Pick out the lines below with "that" and list them.

[Rows from a dataset of pages and code]
+++

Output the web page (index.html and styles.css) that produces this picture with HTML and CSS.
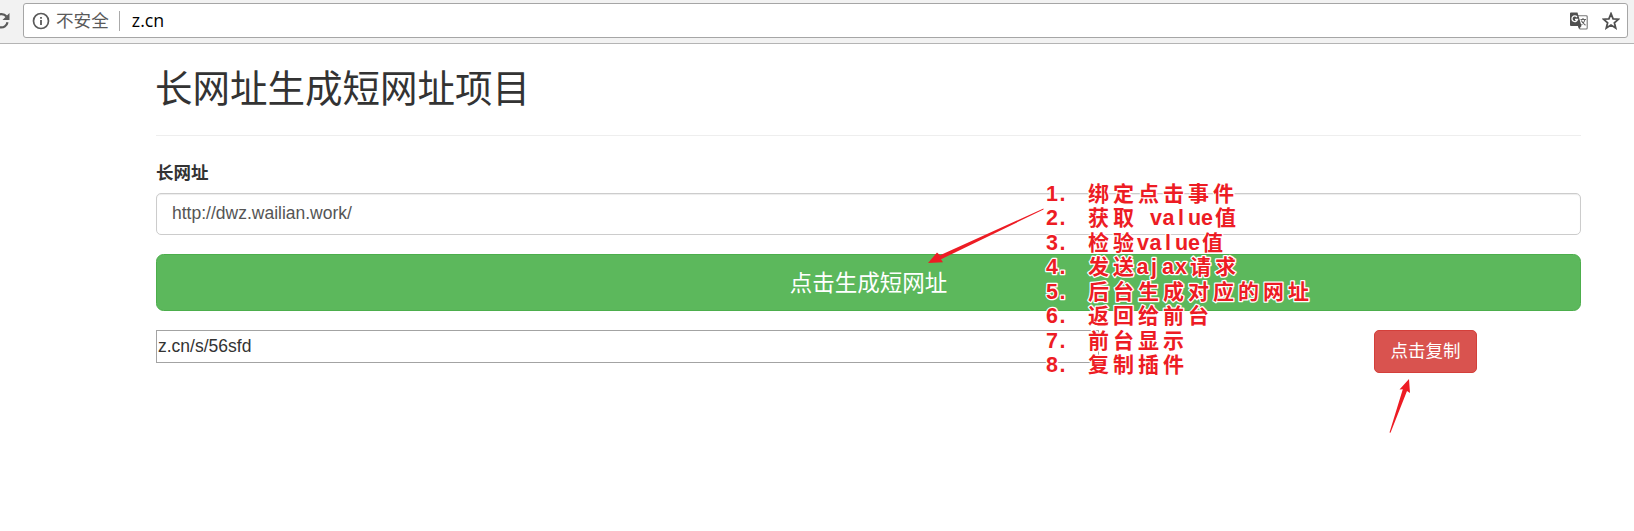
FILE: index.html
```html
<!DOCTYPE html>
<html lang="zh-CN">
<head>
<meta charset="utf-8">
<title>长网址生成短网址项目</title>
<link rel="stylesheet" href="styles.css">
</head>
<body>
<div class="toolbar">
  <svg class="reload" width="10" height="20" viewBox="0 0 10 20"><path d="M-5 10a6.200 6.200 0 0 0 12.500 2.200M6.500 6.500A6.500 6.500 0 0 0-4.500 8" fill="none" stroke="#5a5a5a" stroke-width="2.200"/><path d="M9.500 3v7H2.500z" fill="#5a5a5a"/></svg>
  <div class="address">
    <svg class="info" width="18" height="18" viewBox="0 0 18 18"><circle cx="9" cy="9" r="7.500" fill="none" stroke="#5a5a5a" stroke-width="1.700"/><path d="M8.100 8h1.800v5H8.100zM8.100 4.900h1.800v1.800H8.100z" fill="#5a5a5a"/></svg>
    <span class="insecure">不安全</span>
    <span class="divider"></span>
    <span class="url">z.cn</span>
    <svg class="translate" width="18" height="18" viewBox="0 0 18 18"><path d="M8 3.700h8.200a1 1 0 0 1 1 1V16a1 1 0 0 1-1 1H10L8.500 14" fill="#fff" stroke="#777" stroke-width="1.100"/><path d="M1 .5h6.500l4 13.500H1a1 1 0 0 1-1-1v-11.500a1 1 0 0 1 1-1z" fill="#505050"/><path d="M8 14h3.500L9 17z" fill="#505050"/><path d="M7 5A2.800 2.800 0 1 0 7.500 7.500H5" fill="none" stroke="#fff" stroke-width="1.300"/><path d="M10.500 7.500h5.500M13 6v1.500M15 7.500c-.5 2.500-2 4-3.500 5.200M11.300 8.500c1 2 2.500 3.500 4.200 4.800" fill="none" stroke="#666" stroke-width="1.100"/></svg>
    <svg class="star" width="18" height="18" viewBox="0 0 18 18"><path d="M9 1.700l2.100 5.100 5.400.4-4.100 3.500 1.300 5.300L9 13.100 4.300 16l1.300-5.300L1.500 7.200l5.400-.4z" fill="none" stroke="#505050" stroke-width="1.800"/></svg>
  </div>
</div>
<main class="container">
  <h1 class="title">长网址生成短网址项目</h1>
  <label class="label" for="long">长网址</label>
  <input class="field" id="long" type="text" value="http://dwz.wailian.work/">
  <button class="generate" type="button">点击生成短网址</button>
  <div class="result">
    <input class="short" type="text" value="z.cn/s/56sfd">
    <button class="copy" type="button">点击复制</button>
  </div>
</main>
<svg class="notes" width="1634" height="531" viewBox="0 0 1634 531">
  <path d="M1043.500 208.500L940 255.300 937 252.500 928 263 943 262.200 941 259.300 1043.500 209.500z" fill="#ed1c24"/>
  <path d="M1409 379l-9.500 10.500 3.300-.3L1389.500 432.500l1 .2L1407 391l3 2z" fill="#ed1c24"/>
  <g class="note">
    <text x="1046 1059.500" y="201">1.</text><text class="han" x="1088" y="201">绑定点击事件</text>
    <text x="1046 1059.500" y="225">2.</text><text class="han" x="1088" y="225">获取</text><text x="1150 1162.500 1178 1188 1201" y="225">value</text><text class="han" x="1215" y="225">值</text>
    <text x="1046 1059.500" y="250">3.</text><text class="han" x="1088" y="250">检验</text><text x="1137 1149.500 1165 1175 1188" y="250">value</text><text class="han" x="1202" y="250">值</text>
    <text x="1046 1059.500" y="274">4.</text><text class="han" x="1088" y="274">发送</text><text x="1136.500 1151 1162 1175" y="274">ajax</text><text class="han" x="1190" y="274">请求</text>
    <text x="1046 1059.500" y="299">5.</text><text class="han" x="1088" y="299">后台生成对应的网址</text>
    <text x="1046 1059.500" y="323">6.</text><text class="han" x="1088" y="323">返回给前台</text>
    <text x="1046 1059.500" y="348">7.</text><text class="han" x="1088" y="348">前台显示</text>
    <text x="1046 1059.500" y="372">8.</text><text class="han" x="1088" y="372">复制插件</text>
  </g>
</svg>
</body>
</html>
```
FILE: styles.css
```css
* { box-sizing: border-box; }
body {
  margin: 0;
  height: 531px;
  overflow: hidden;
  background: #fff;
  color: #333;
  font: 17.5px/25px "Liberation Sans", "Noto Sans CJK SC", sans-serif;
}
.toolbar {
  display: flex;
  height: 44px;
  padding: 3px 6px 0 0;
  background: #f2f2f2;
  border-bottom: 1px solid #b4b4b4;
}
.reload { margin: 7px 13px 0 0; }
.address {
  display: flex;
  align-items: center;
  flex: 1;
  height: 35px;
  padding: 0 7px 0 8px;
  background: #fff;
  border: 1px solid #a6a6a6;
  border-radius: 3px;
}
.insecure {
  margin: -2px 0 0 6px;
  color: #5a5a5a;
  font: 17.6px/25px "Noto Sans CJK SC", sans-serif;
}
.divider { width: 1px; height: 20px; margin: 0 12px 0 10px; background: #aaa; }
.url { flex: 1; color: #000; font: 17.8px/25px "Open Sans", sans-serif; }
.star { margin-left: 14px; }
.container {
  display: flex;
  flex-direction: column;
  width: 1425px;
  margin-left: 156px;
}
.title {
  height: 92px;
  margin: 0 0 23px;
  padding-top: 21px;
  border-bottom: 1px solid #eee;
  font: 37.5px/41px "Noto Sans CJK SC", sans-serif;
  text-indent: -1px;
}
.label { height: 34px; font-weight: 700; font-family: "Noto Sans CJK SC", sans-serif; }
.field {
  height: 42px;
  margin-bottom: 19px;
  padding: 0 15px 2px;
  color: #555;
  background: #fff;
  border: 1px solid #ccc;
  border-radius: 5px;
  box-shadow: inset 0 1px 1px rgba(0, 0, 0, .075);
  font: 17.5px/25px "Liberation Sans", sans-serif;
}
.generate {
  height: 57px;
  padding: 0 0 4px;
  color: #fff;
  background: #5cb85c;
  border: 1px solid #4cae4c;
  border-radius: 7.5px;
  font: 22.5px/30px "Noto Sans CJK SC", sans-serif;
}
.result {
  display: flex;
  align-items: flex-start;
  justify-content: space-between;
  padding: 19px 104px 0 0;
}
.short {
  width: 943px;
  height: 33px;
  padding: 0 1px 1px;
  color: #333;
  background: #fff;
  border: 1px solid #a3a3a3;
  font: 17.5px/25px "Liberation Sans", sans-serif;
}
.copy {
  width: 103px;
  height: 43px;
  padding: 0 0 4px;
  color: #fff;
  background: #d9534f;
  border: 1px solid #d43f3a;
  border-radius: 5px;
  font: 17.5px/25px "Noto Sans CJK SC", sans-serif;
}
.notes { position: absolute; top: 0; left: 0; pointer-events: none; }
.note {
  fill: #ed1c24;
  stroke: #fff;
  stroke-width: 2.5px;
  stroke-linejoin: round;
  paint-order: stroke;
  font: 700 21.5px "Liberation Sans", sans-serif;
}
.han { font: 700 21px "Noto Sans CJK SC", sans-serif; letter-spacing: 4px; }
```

+++

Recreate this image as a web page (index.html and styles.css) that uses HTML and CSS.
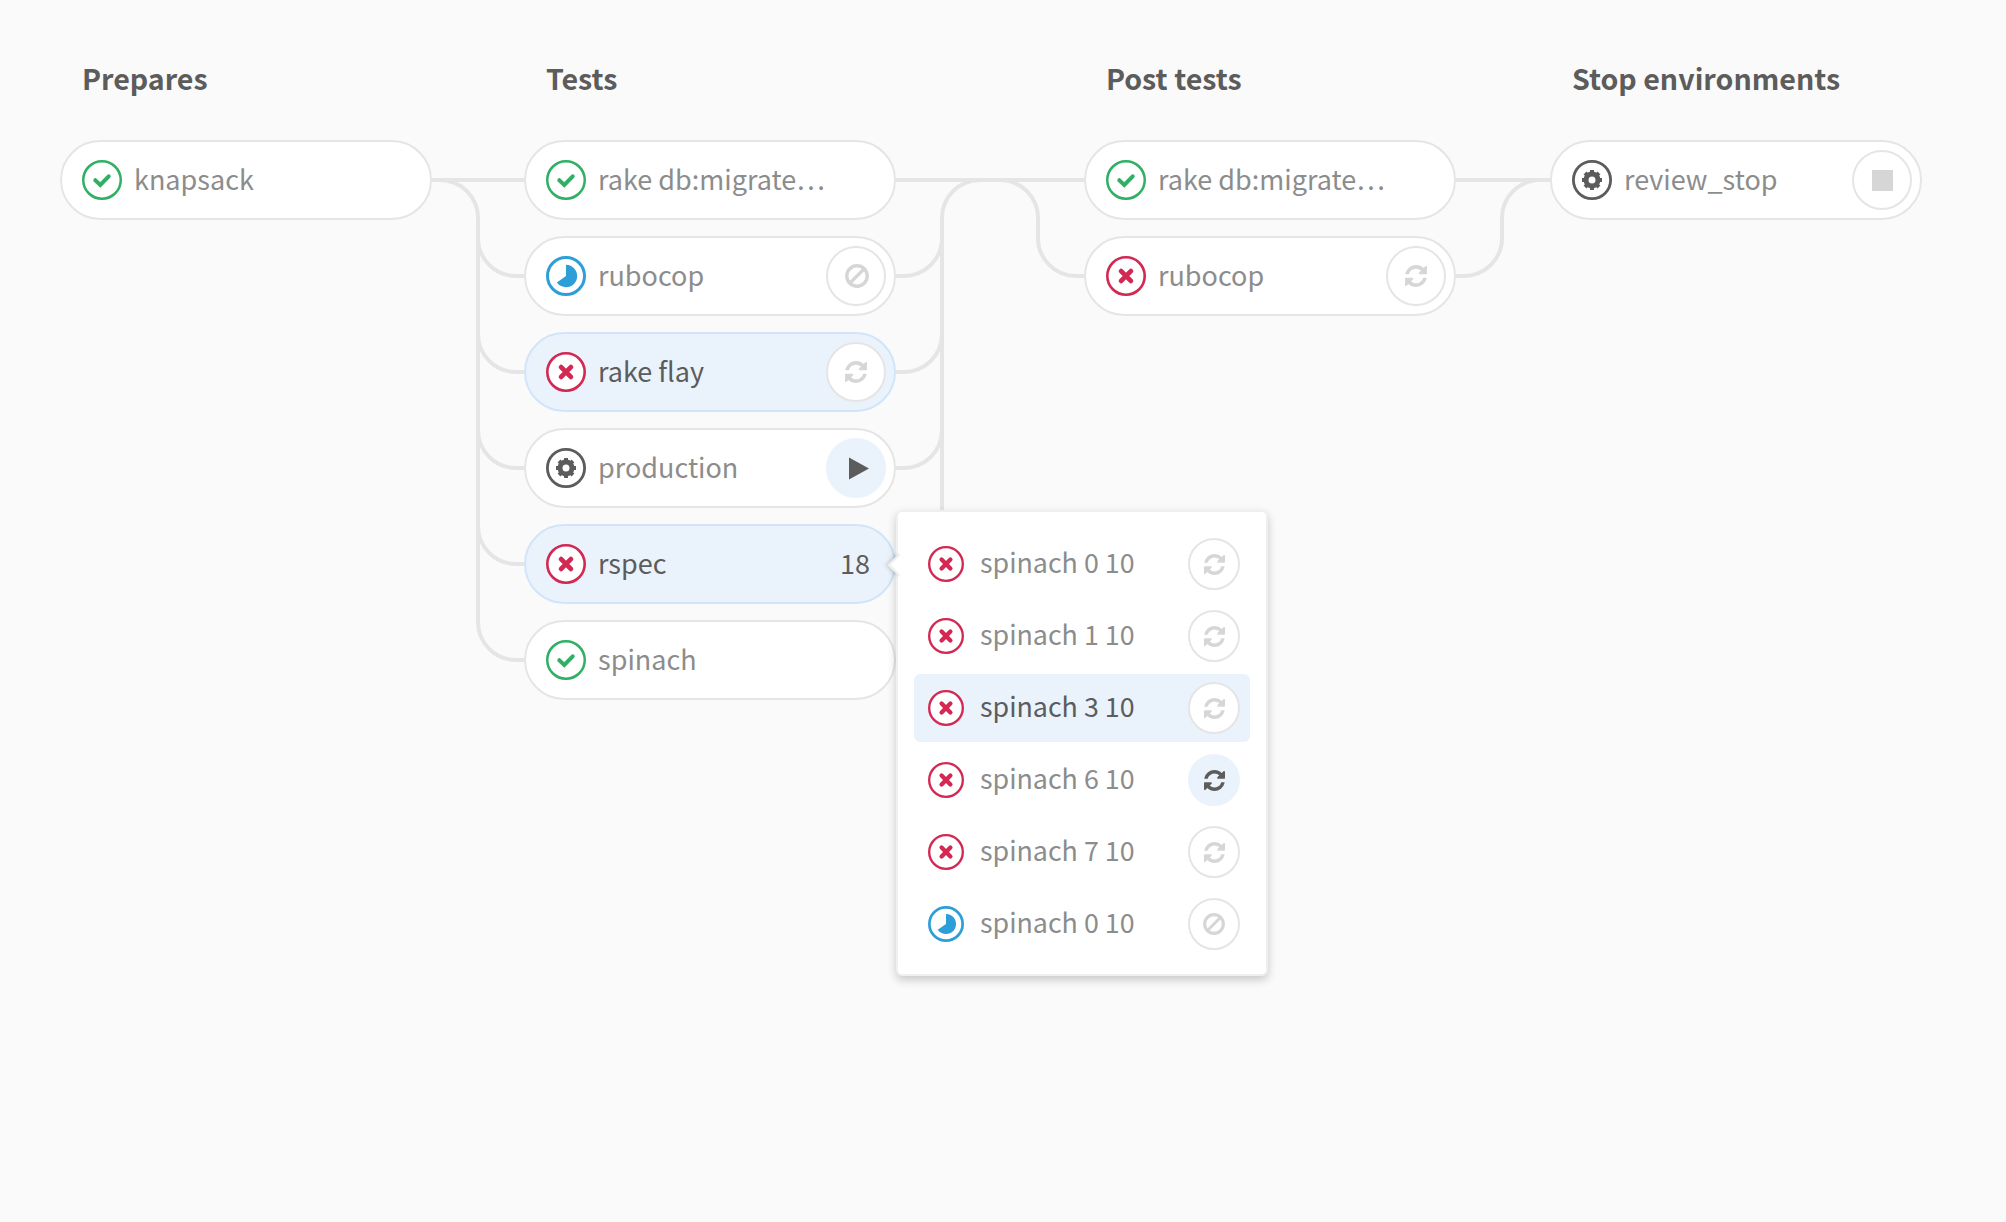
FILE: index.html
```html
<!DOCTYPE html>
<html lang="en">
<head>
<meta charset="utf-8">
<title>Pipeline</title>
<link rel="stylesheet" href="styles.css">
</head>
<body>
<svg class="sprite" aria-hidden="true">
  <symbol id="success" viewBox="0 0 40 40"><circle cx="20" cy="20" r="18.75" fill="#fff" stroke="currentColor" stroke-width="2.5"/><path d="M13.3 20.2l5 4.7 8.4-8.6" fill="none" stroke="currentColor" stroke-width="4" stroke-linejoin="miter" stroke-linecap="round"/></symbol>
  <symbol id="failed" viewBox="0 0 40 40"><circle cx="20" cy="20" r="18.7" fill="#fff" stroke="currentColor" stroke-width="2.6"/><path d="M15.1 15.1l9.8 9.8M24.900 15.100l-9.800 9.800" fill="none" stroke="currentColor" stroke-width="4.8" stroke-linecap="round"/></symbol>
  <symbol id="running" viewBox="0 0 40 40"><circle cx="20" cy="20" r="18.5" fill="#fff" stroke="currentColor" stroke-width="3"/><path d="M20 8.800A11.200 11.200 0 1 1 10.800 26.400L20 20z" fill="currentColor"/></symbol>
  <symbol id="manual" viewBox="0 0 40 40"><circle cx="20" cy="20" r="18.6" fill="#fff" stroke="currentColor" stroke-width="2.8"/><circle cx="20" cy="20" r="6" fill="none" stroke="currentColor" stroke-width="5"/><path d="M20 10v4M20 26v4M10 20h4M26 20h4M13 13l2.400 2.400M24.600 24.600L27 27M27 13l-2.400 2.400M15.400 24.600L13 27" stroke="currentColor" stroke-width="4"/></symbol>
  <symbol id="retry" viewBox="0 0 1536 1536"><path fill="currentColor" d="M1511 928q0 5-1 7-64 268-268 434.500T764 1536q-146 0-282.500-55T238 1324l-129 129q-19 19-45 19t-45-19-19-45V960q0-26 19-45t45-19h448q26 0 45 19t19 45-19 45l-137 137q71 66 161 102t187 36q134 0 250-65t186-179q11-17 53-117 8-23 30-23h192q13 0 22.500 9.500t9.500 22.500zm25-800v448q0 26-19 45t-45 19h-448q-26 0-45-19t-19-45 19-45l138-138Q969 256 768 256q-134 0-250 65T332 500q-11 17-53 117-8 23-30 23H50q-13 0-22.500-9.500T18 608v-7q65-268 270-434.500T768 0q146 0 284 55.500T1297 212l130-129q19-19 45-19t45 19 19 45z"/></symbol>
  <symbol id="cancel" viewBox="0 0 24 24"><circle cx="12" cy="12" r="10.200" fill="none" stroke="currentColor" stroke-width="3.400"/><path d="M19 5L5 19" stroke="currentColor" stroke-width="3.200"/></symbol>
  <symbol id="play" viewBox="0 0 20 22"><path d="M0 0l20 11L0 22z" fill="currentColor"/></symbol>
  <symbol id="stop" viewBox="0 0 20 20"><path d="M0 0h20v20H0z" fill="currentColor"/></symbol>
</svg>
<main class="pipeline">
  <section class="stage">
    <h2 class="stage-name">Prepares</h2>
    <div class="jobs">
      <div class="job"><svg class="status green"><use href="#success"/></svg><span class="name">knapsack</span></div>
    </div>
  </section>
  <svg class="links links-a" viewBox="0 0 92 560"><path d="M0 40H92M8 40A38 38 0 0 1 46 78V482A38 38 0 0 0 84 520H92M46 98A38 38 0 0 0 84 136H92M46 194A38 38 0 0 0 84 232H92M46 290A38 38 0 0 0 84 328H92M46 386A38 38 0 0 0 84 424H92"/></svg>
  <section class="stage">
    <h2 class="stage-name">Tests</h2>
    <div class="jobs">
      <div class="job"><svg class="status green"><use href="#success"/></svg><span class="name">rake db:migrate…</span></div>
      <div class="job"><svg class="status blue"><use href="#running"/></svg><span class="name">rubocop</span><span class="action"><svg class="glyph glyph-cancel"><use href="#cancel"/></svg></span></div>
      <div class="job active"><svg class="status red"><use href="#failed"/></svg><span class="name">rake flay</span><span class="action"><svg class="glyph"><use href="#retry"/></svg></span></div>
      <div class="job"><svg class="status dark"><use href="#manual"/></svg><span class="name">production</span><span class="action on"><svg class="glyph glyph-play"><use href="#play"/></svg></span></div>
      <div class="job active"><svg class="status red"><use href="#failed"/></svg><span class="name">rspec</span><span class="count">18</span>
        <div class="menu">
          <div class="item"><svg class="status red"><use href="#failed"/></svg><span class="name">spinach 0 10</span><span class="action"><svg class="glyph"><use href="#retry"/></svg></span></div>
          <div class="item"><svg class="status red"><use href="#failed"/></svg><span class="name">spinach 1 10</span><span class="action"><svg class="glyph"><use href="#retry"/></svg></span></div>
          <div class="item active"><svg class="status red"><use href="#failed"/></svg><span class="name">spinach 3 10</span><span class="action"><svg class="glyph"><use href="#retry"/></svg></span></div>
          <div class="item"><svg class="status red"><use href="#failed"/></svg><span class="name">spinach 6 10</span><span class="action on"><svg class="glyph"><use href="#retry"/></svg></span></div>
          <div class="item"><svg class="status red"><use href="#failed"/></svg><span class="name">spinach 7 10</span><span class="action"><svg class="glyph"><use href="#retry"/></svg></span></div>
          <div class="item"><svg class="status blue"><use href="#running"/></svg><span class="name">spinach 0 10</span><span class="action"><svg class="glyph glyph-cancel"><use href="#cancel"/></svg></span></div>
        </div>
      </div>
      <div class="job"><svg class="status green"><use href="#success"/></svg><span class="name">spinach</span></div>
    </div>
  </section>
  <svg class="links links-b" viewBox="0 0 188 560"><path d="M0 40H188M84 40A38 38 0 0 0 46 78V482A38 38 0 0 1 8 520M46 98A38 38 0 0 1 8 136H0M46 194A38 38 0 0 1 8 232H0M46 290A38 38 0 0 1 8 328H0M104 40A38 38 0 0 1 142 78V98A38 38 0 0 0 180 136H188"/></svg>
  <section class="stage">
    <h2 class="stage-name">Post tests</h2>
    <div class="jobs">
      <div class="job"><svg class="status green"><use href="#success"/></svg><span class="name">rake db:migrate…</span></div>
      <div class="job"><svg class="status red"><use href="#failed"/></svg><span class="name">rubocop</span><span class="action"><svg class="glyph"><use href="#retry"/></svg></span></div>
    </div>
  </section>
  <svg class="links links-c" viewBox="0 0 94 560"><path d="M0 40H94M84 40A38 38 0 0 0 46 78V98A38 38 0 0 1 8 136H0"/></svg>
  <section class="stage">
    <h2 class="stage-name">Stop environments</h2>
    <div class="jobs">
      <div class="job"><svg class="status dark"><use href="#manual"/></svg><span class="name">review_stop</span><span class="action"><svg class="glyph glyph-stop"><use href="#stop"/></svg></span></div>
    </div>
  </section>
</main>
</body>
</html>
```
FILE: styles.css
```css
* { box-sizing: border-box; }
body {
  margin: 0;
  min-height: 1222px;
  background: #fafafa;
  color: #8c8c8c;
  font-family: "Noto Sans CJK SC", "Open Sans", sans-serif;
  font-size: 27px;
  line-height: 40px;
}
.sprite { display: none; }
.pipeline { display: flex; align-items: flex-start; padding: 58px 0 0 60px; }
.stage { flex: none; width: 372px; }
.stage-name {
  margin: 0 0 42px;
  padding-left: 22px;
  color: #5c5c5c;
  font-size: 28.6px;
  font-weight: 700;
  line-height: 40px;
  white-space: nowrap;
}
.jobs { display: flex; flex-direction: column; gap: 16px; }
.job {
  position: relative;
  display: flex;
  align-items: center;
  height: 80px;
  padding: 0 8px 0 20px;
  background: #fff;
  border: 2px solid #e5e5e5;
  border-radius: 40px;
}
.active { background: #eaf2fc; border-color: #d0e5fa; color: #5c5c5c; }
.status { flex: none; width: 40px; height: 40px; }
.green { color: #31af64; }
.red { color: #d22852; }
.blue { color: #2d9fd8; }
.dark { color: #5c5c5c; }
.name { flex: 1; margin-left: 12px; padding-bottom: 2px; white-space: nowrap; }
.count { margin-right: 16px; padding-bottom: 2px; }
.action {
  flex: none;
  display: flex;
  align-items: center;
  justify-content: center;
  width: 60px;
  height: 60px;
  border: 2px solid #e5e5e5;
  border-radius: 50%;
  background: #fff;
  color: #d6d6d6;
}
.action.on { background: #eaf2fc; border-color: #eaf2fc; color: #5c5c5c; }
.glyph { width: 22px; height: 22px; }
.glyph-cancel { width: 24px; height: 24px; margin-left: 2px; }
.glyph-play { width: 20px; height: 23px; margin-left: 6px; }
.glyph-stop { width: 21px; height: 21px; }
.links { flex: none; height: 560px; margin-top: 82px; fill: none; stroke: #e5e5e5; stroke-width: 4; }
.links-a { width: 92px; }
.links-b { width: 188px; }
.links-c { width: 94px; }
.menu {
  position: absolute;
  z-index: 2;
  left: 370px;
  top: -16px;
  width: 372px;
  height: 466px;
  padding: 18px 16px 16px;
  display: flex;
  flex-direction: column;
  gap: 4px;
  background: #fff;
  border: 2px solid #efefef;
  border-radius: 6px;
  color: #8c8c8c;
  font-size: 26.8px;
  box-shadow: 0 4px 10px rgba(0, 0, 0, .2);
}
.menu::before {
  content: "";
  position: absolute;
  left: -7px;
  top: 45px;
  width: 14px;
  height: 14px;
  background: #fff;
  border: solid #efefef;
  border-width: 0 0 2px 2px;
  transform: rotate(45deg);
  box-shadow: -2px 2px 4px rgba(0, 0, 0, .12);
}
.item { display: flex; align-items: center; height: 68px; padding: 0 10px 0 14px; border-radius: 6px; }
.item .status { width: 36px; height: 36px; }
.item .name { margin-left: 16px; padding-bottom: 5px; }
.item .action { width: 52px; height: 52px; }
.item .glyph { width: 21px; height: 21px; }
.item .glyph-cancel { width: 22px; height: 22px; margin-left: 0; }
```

+++

» Solution to this problem
Output the web page (index.html and styles.css) that produces this picture with HTML and CSS.
Recreate this image as a web page (index.html and styles.css) that uses HTML and CSS.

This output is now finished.